## start

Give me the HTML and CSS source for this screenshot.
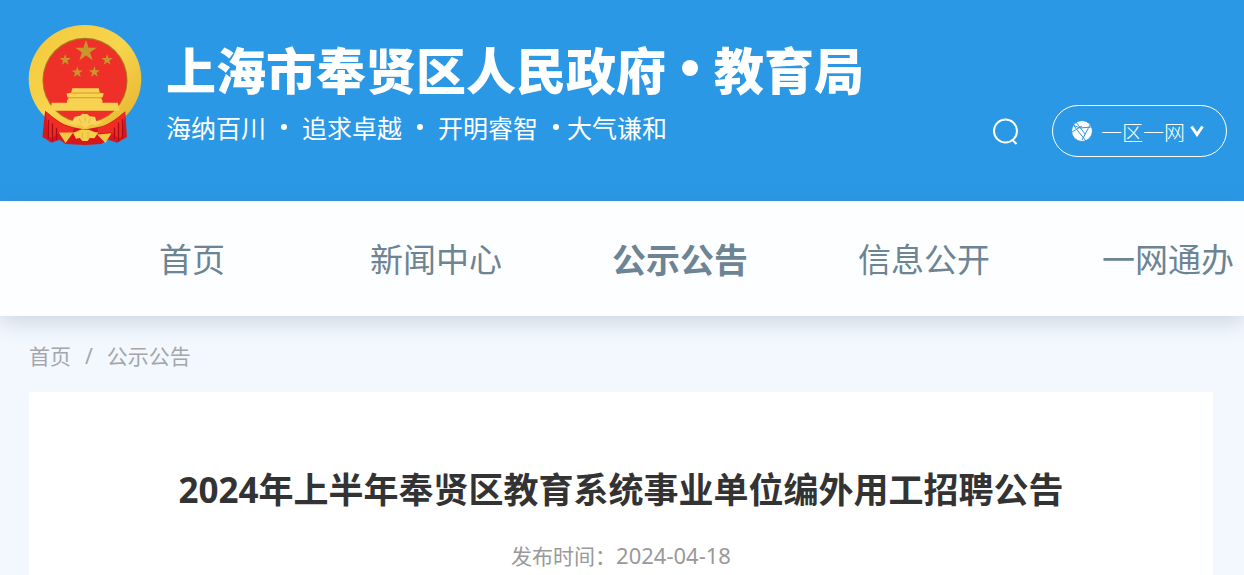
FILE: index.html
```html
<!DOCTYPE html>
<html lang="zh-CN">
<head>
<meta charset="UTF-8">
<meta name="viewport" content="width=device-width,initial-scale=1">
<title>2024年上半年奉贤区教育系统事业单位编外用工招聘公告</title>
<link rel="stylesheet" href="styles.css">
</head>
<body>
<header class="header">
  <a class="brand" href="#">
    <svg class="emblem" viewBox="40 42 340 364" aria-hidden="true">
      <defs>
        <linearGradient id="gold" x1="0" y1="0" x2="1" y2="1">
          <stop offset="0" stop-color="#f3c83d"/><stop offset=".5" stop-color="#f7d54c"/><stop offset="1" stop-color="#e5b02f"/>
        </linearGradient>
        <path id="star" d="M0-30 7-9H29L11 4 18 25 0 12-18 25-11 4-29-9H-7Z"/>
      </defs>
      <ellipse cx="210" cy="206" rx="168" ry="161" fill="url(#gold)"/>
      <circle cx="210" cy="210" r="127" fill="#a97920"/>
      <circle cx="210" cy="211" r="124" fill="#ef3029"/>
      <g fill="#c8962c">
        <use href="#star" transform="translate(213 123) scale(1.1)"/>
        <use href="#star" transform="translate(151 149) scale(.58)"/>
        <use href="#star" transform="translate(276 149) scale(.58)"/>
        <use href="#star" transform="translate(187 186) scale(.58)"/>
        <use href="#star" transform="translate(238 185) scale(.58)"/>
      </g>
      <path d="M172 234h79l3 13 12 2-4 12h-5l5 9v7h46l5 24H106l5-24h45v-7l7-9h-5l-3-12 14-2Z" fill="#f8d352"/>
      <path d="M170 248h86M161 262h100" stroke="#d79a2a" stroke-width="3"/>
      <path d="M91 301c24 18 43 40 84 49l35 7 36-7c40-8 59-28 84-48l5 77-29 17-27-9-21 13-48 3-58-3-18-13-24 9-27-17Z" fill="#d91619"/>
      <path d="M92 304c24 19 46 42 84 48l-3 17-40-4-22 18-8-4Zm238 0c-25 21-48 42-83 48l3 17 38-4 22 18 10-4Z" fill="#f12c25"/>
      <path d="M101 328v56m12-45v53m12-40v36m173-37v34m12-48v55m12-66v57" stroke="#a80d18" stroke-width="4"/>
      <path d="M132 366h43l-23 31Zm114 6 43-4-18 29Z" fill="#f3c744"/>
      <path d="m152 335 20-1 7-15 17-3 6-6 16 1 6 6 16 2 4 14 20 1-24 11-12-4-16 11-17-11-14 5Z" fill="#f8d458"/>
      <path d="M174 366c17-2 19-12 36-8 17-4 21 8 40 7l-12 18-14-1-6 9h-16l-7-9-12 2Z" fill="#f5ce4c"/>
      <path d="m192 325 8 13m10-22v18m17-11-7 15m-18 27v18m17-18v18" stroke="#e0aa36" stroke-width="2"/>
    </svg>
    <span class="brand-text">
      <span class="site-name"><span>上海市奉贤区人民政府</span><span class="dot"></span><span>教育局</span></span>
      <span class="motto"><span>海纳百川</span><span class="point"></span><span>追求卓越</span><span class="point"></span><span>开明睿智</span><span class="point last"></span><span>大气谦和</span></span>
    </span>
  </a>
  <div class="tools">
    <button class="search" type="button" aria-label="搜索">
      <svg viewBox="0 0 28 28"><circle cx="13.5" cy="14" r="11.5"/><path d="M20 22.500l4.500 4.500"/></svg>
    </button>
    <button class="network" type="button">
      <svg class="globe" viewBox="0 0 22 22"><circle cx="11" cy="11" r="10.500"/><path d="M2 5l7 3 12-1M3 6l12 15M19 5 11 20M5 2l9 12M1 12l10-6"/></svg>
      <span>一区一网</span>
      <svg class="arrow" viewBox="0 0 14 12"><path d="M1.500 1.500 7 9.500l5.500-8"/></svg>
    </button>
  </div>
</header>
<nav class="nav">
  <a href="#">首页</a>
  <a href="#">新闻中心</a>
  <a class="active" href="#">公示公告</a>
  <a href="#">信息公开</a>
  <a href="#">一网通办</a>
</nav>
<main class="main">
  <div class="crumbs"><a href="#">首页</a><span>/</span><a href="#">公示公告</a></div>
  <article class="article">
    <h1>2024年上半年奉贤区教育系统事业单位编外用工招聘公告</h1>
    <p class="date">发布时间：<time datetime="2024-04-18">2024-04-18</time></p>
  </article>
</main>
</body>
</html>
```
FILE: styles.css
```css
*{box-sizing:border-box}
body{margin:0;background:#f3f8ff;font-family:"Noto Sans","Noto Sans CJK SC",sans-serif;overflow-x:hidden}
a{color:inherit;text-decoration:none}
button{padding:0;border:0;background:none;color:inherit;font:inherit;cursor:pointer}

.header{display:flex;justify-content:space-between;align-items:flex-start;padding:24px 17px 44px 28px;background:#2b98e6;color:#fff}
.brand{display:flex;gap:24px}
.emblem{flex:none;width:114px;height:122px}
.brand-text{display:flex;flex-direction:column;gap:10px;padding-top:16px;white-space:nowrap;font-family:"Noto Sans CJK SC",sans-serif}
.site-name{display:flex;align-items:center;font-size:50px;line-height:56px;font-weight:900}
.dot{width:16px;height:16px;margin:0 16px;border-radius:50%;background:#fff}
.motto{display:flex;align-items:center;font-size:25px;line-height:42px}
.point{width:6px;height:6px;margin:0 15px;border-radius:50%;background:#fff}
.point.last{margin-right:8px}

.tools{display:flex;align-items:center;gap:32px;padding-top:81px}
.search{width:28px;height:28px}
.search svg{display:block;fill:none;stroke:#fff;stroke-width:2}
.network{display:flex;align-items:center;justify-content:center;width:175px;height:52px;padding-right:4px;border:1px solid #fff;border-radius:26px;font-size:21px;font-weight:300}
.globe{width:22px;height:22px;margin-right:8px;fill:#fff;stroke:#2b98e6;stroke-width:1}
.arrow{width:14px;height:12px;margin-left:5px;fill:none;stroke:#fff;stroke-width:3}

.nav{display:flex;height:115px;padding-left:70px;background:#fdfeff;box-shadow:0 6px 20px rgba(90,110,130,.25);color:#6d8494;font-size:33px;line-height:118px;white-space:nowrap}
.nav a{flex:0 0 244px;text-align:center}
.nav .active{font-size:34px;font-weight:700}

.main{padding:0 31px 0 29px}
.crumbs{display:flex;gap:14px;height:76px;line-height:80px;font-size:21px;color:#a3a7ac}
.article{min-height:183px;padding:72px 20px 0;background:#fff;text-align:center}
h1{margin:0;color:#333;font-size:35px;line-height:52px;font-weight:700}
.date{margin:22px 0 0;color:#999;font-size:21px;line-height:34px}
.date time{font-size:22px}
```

## end

* **THE TASK**: Reproduce the material in its entirety and word for word, without the pictures.

* **EXERCISE OUTPUT**:
Give me the HTML and CSS source for this screenshot.
FILE: index.html
```html
<!DOCTYPE html>
<html lang="zh-CN">
<head>
<meta charset="UTF-8">
<meta name="viewport" content="width=device-width,initial-scale=1">
<title>2024年上半年奉贤区教育系统事业单位编外用工招聘公告</title>
<link rel="stylesheet" href="styles.css">
</head>
<body>
<header class="header">
  <a class="brand" href="#">
    <svg class="emblem" viewBox="40 42 340 364" aria-hidden="true">
      <defs>
        <linearGradient id="gold" x1="0" y1="0" x2="1" y2="1">
          <stop offset="0" stop-color="#f3c83d"/><stop offset=".5" stop-color="#f7d54c"/><stop offset="1" stop-color="#e5b02f"/>
        </linearGradient>
        <path id="star" d="M0-30 7-9H29L11 4 18 25 0 12-18 25-11 4-29-9H-7Z"/>
      </defs>
      <ellipse cx="210" cy="206" rx="168" ry="161" fill="url(#gold)"/>
      <circle cx="210" cy="210" r="127" fill="#a97920"/>
      <circle cx="210" cy="211" r="124" fill="#ef3029"/>
      <g fill="#c8962c">
        <use href="#star" transform="translate(213 123) scale(1.1)"/>
        <use href="#star" transform="translate(151 149) scale(.58)"/>
        <use href="#star" transform="translate(276 149) scale(.58)"/>
        <use href="#star" transform="translate(187 186) scale(.58)"/>
        <use href="#star" transform="translate(238 185) scale(.58)"/>
      </g>
      <path d="M172 234h79l3 13 12 2-4 12h-5l5 9v7h46l5 24H106l5-24h45v-7l7-9h-5l-3-12 14-2Z" fill="#f8d352"/>
      <path d="M170 248h86M161 262h100" stroke="#d79a2a" stroke-width="3"/>
      <path d="M91 301c24 18 43 40 84 49l35 7 36-7c40-8 59-28 84-48l5 77-29 17-27-9-21 13-48 3-58-3-18-13-24 9-27-17Z" fill="#d91619"/>
      <path d="M92 304c24 19 46 42 84 48l-3 17-40-4-22 18-8-4Zm238 0c-25 21-48 42-83 48l3 17 38-4 22 18 10-4Z" fill="#f12c25"/>
      <path d="M101 328v56m12-45v53m12-40v36m173-37v34m12-48v55m12-66v57" stroke="#a80d18" stroke-width="4"/>
      <path d="M132 366h43l-23 31Zm114 6 43-4-18 29Z" fill="#f3c744"/>
      <path d="m152 335 20-1 7-15 17-3 6-6 16 1 6 6 16 2 4 14 20 1-24 11-12-4-16 11-17-11-14 5Z" fill="#f8d458"/>
      <path d="M174 366c17-2 19-12 36-8 17-4 21 8 40 7l-12 18-14-1-6 9h-16l-7-9-12 2Z" fill="#f5ce4c"/>
      <path d="m192 325 8 13m10-22v18m17-11-7 15m-18 27v18m17-18v18" stroke="#e0aa36" stroke-width="2"/>
    </svg>
    <span class="brand-text">
      <span class="site-name"><span>上海市奉贤区人民政府</span><span class="dot"></span><span>教育局</span></span>
      <span class="motto"><span>海纳百川</span><span class="point"></span><span>追求卓越</span><span class="point"></span><span>开明睿智</span><span class="point last"></span><span>大气谦和</span></span>
    </span>
  </a>
  <div class="tools">
    <button class="search" type="button" aria-label="搜索">
      <svg viewBox="0 0 28 28"><circle cx="13.5" cy="14" r="11.5"/><path d="M20 22.500l4.500 4.500"/></svg>
    </button>
    <button class="network" type="button">
      <svg class="globe" viewBox="0 0 22 22"><circle cx="11" cy="11" r="10.500"/><path d="M2 5l7 3 12-1M3 6l12 15M19 5 11 20M5 2l9 12M1 12l10-6"/></svg>
      <span>一区一网</span>
      <svg class="arrow" viewBox="0 0 14 12"><path d="M1.500 1.500 7 9.500l5.500-8"/></svg>
    </button>
  </div>
</header>
<nav class="nav">
  <a href="#">首页</a>
  <a href="#">新闻中心</a>
  <a class="active" href="#">公示公告</a>
  <a href="#">信息公开</a>
  <a href="#">一网通办</a>
</nav>
<main class="main">
  <div class="crumbs"><a href="#">首页</a><span>/</span><a href="#">公示公告</a></div>
  <article class="article">
    <h1>2024年上半年奉贤区教育系统事业单位编外用工招聘公告</h1>
    <p class="date">发布时间：<time datetime="2024-04-18">2024-04-18</time></p>
  </article>
</main>
</body>
</html>
```
FILE: styles.css
```css
*{box-sizing:border-box}
body{margin:0;background:#f3f8ff;font-family:"Noto Sans","Noto Sans CJK SC",sans-serif;overflow-x:hidden}
a{color:inherit;text-decoration:none}
button{padding:0;border:0;background:none;color:inherit;font:inherit;cursor:pointer}

.header{display:flex;justify-content:space-between;align-items:flex-start;padding:24px 17px 44px 28px;background:#2b98e6;color:#fff}
.brand{display:flex;gap:24px}
.emblem{flex:none;width:114px;height:122px}
.brand-text{display:flex;flex-direction:column;gap:10px;padding-top:16px;white-space:nowrap;font-family:"Noto Sans CJK SC",sans-serif}
.site-name{display:flex;align-items:center;font-size:50px;line-height:56px;font-weight:900}
.dot{width:16px;height:16px;margin:0 16px;border-radius:50%;background:#fff}
.motto{display:flex;align-items:center;font-size:25px;line-height:42px}
.point{width:6px;height:6px;margin:0 15px;border-radius:50%;background:#fff}
.point.last{margin-right:8px}

.tools{display:flex;align-items:center;gap:32px;padding-top:81px}
.search{width:28px;height:28px}
.search svg{display:block;fill:none;stroke:#fff;stroke-width:2}
.network{display:flex;align-items:center;justify-content:center;width:175px;height:52px;padding-right:4px;border:1px solid #fff;border-radius:26px;font-size:21px;font-weight:300}
.globe{width:22px;height:22px;margin-right:8px;fill:#fff;stroke:#2b98e6;stroke-width:1}
.arrow{width:14px;height:12px;margin-left:5px;fill:none;stroke:#fff;stroke-width:3}

.nav{display:flex;height:115px;padding-left:70px;background:#fdfeff;box-shadow:0 6px 20px rgba(90,110,130,.25);color:#6d8494;font-size:33px;line-height:118px;white-space:nowrap}
.nav a{flex:0 0 244px;text-align:center}
.nav .active{font-size:34px;font-weight:700}

.main{padding:0 31px 0 29px}
.crumbs{display:flex;gap:14px;height:76px;line-height:80px;font-size:21px;color:#a3a7ac}
.article{min-height:183px;padding:72px 20px 0;background:#fff;text-align:center}
h1{margin:0;color:#333;font-size:35px;line-height:52px;font-weight:700}
.date{margin:22px 0 0;color:#999;font-size:21px;line-height:34px}
.date time{font-size:22px}
```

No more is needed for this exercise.